We will need to specify several  parameters to override the default values in RAIL, we can create a dictionary of these and pass those into the `make_stage` for our informer.  Because we have Roman J and H, we will also demonstrate running with 8 bands rather than the default six.

RAIL requires that we specify the names of the input columns as `bands`, and the input errors on those as `err_bands`.  Most algorithms also require a `ref_band`.  To handle non-detections, RAIL uses a dictionary of `mag_limits` which must contain keys for all of the columns in `bands` and a float for the value with which the non-detect will be replaced.  You may also need to specify a different `nondetect_val` if the dataset has a different convention for non-detections (in this dataset, our non-detetions have a value of `np.inf`).  
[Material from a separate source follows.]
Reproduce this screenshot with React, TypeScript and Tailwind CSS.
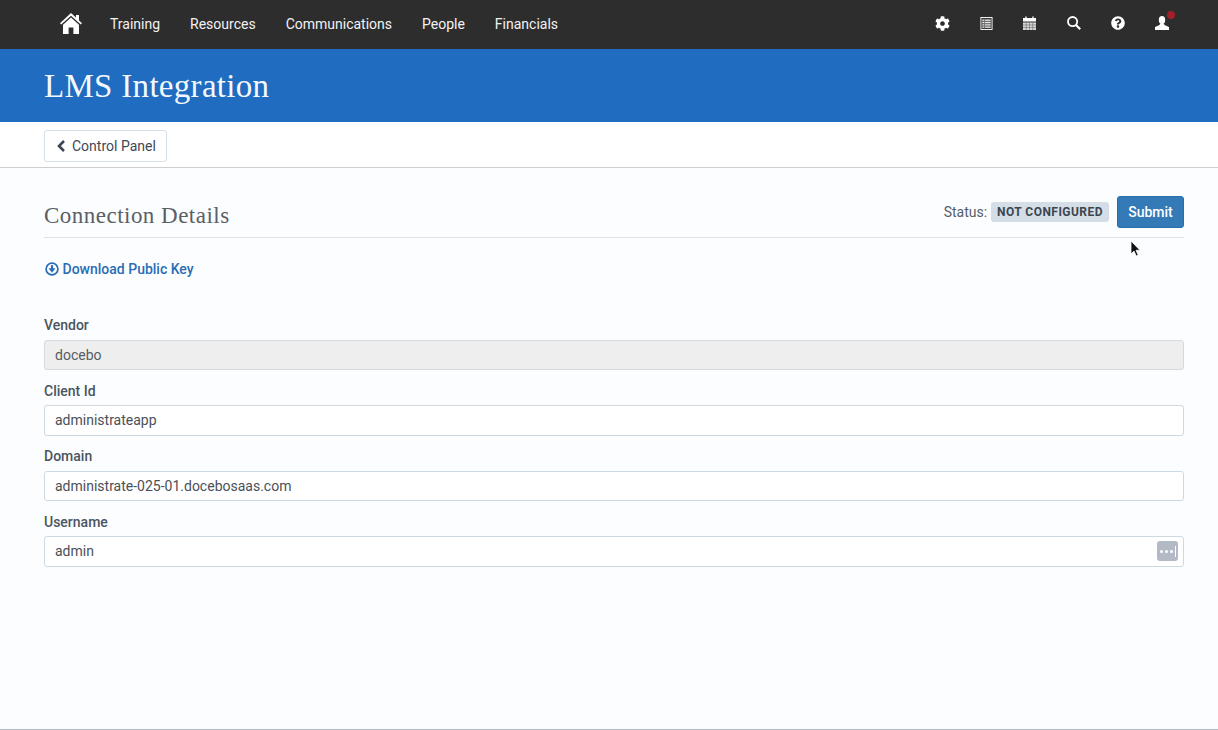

**NOTE:** RAIL uses `SHARED_PARAMS`, a central location for specifying a subset of parameters that are common to a dataset, and setting them in one place when running multiple algorithms.  However, any configuration parameters specified as `SHARED_PARAMS` can be overridden in the same way as any other parameter, there is nothing special about them, and we will do that here with `bands`, `err_bands`, etc...

Let's set up our dictionary with these values:

In [None]:
bands = ['u', 'g', 'r', 'i', 'z', 'y', 'J', 'H']
errbands = []
maglims = {}
limvals = [27.8, 29.0, 29.1, 28.6, 28.0, 27.0, 26.4, 26.4]
for band, limval in zip(bands, limvals):
    errbands.append(f"{band}_err")
    maglims[band] = limval


print(bands)
print(errbands)
print(maglims)


In [None]:
knn_dict = dict(hdf5_groupname='', bands=bands, err_bands=errbands, mag_limits=maglims, ref_band='i')

We can now feed this into our inform stage:

In [None]:
pz_train = KNearNeighInformer.make_stage(name='inform_KNN', model='rd_demo_knn.pkl', **knn_dict)

In [None]:
%%time
pz_train.inform(training_data)

We can use the same dictionary to specify overrides for the estimator stage:

In [None]:
pz = KNearNeighEstimator.make_stage(name='KNN', model=pz_train.get_handle('model'), **knn_dict)
results = pz.estimate(test_data)

Let's plot the mode vs the true redshift to make sure that things ran properly:

In [None]:
zmode = results().ancil['zmode'].flatten()

Let's plot the redshift mode against the true redshifts to see how they look:

In [None]:
plt.figure(figsize=(8,8))
plt.scatter(test_data()['redshift'],zmode,s=1,c='k',label='KNN mode')
plt.plot([0,3],[0,3],'r--');
plt.xlabel("true redshift")
plt.ylabel("KNN mode")

Yes, things look very nice, and the inclusion of NIR photometry gives us very little scatter and very few outliers!